* What is needed *
Identify all lines below that hold "components" and collect them.
════════════════════
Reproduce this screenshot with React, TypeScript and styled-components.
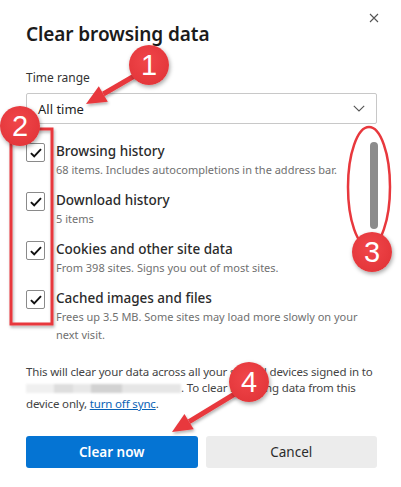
import React from "react";
import styled, { createGlobalStyle } from "styled-components";

const GlobalStyle = createGlobalStyle`
  html, body {
    margin: 0;
    padding: 0;
    background: #ffffff;
  }
  body {
    font-family: "Noto Sans", "Open Sans", sans-serif;
    color: #1f1f1f;
  }
`;

const RED = "#e8383d";

const Page = styled.div`
  position: relative;
  width: 401px;
  height: 487px;
  overflow: hidden;
  background: #fff;
`;

const Dialog = styled.div`
  display: flex;
  flex-direction: column;
  padding: 20px 24px 0 26px;
`;

const Header = styled.div`
  display: flex;
  justify-content: space-between;
  align-items: flex-start;
`;

const Title = styled.h1`
  margin: 0;
  font-size: 19px;
  line-height: 28px;
  font-weight: 600;
  color: #1b1b1b;
  letter-spacing: -0.1px;
`;

const CloseButton = styled.button`
  border: none;
  background: none;
  padding: 0;
  margin: -8px -3px 0 0;
  width: 12px;
  height: 12px;
  display: flex;
  align-items: center;
  justify-content: center;
`;

const FieldLabel = styled.div`
  margin-top: 22px;
  font-size: 12px;
  line-height: 16px;
  color: #333;
`;

const Select = styled.div`
  margin-top: 7px;
  height: 31px;
  box-sizing: border-box;
  border: 1px solid #c8c8c8;
  border-radius: 2px;
  display: flex;
  align-items: center;
  justify-content: space-between;
  padding: 0 11px 0 11px;
  font-size: 13px;
  color: #1f1f1f;
`;

const ScrollArea = styled.div`
  display: flex;
  gap: 3px;
  margin-top: 17px;
  height: 200px;
`;

const OptionList = styled.div`
  flex: 1;
  display: flex;
  flex-direction: column;
  gap: 11px;
`;

const ScrollTrack = styled.div`
  width: 8px;
  margin-right: -1px;
  padding-top: 1px;
`;

const ScrollThumb = styled.div`
  width: 8px;
  height: 87px;
  border-radius: 4px;
  background: #8c8c8c;
`;

const Option = styled.div`
  display: flex;
  align-items: flex-start;
  gap: 11px;
`;

const Box = styled.div`
  flex: none;
  width: 17px;
  height: 17px;
  margin-top: 2px;
  border: 1px solid #8a8a8a;
  border-radius: 2px;
  display: flex;
  align-items: center;
  justify-content: center;
  background: #fff;
`;

const OptionText = styled.div`
  display: flex;
  flex-direction: column;
`;

const OptionTitle = styled.div`
  font-size: 13.5px;
  line-height: 20px;
  font-weight: 500;
  color: #2b2b2b;
`;

const OptionHint = styled.div`
  font-size: 11px;
  line-height: 18px;
  color: #707070;
`;

const Notice = styled.p`
  margin: 23px 0 0;
  font-size: 11.5px;
  line-height: 16px;
  letter-spacing: -0.15px;
  color: #444;
`;

const Redacted = styled.span`
  display: inline-block;
  width: 155px;
  height: 9px;
  vertical-align: -1px;
  background: linear-gradient(
    90deg,
    #f0f0f0 0 18%,
    #dedede 18% 30%,
    #e8e8e8 30% 42%,
    #d2d2d2 42% 62%,
    #e6e6e6 62% 100%
  );
  filter: blur(0.8px);
`;

const Link = styled.a`
  color: #0a62b5;
  text-decoration: underline;
`;

const Actions = styled.div`
  display: flex;
  gap: 8px;
  margin-top: 24px;
`;

const Button = styled.button<{ $primary?: boolean }>`
  flex: 1;
  height: 32px;
  border: none;
  border-radius: 3px;
  font-family: inherit;
  font-size: 13.5px;
  font-weight: ${(p) => (p.$primary ? 600 : 400)};
  background: ${(p) => (p.$primary ? "#0574d3" : "#ececec")};
  color: ${(p) => (p.$primary ? "#fff" : "#2b2b2b")};
`;

/* numbered callout markers */
const Badge = styled.div<{ $x: number; $y: number }>`
  position: absolute;
  left: ${(p) => p.$x - 20}px;
  top: ${(p) => p.$y - 20}px;
  width: 40px;
  height: 40px;
  border-radius: 50%;
  background: radial-gradient(circle at 45% 40%, #f0464a 0%, #e4373b 70%, #d63135 100%);
  box-shadow: 1px 2px 4px rgba(0, 0, 0, 0.35);
  color: #fff;
  font-family: "Liberation Sans", Arial, sans-serif;
  font-size: 29px;
  line-height: 40px;
  text-align: center;
`;

const Markup = styled.svg`
  position: absolute;
  left: 0;
  top: 0;
  pointer-events: none;
`;

const Check = () => (
  <svg width="12" height="10" viewBox="0 0 12 10">
    <path d="M0.9 5.1 L4.2 8.3 L11 1.2" fill="none" stroke="#111" strokeWidth="1.9" />
  </svg>
);

const options = [
  { title: "Browsing history", hint: "68 items. Includes autocompletions in the address bar." },
  { title: "Download history", hint: "5 items" },
  { title: "Cookies and other site data", hint: "From 398 sites. Signs you out of most sites." },
  {
    title: "Cached images and files",
    hint: "Frees up 3.5 MB. Some sites may load more slowly on your next visit.",
  },
];

const Arrow = ({ x1, y1, x2, y2 }: { x1: number; y1: number; x2: number; y2: number }) => {
  const a = Math.atan2(y2 - y1, x2 - x1);
  const len = 20;
  const half = 9;
  const bx = x2 - Math.cos(a) * len;
  const by = y2 - Math.sin(a) * len;
  const px = -Math.sin(a) * half;
  const py = Math.cos(a) * half;
  return (
    <g filter="url(#shadow)">
      <line x1={x1} y1={y1} x2={bx} y2={by} stroke={RED} strokeWidth="5" />
      <polygon points={`${x2},${y2} ${bx + px},${by + py} ${bx - px},${by - py}`} fill={RED} />
    </g>
  );
};

export default function App() {
  return (
    <Page>
      <GlobalStyle />
      <Dialog>
        <Header>
          <Title>Clear browsing data</Title>
          <CloseButton aria-label="Close">
            <svg width="10" height="10" viewBox="0 0 10 10">
              <path d="M1 1 L9 9 M9 1 L1 9" stroke="#555" strokeWidth="1.1" />
            </svg>
          </CloseButton>
        </Header>

        <FieldLabel>Time range</FieldLabel>
        <Select>
          <span>All time</span>
          <svg width="12" height="7" viewBox="0 0 12 7">
            <path d="M0.8 0.8 L6 6 L11.2 0.8" fill="none" stroke="#555" strokeWidth="1.1" />
          </svg>
        </Select>

        <ScrollArea>
          <OptionList>
            {options.map((o) => (
              <Option key={o.title}>
                <Box>
                  <Check />
                </Box>
                <OptionText>
                  <OptionTitle>{o.title}</OptionTitle>
                  <OptionHint>{o.hint}</OptionHint>
                </OptionText>
              </Option>
            ))}
          </OptionList>
          <ScrollTrack>
            <ScrollThumb />
          </ScrollTrack>
        </ScrollArea>

        <Notice>
          This will clear your data across all your synced devices signed in to <Redacted />. To
          clear browsing data from this device only, <Link>turn off sync</Link>.
        </Notice>

        <Actions>
          <Button $primary>Clear now</Button>
          <Button>Cancel</Button>
        </Actions>
      </Dialog>

      <Markup width="401" height="487" viewBox="0 0 401 487">
        <defs>
          <filter id="shadow" x="-20%" y="-20%" width="140%" height="140%">
            <feDropShadow dx="1" dy="2" stdDeviation="1.5" floodColor="#000" floodOpacity="0.3" />
          </filter>
        </defs>
        <rect x="11" y="129" width="41" height="195" fill="none" stroke={RED} strokeWidth="3" filter="url(#shadow)" />
        <ellipse cx="369" cy="187" rx="21" ry="60" fill="none" stroke={RED} strokeWidth="2.5" />
        <Arrow x1={136} y1={75} x2={86} y2={104} />
        <Arrow x1={238} y1={392} x2={172} y2={432} />
      </Markup>

      <Badge $x={149} $y={65}>1</Badge>
      <Badge $x={20} $y={126}>2</Badge>
      <Badge $x={372} $y={252}>3</Badge>
      <Badge $x={249} $y={382}>4</Badge>
    </Page>
  );
}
════════════════════
* Output for this task *
Reproduce this screenshot with React, TypeScript and styled-components.
import styled, { createGlobalStyle } from "styled-components";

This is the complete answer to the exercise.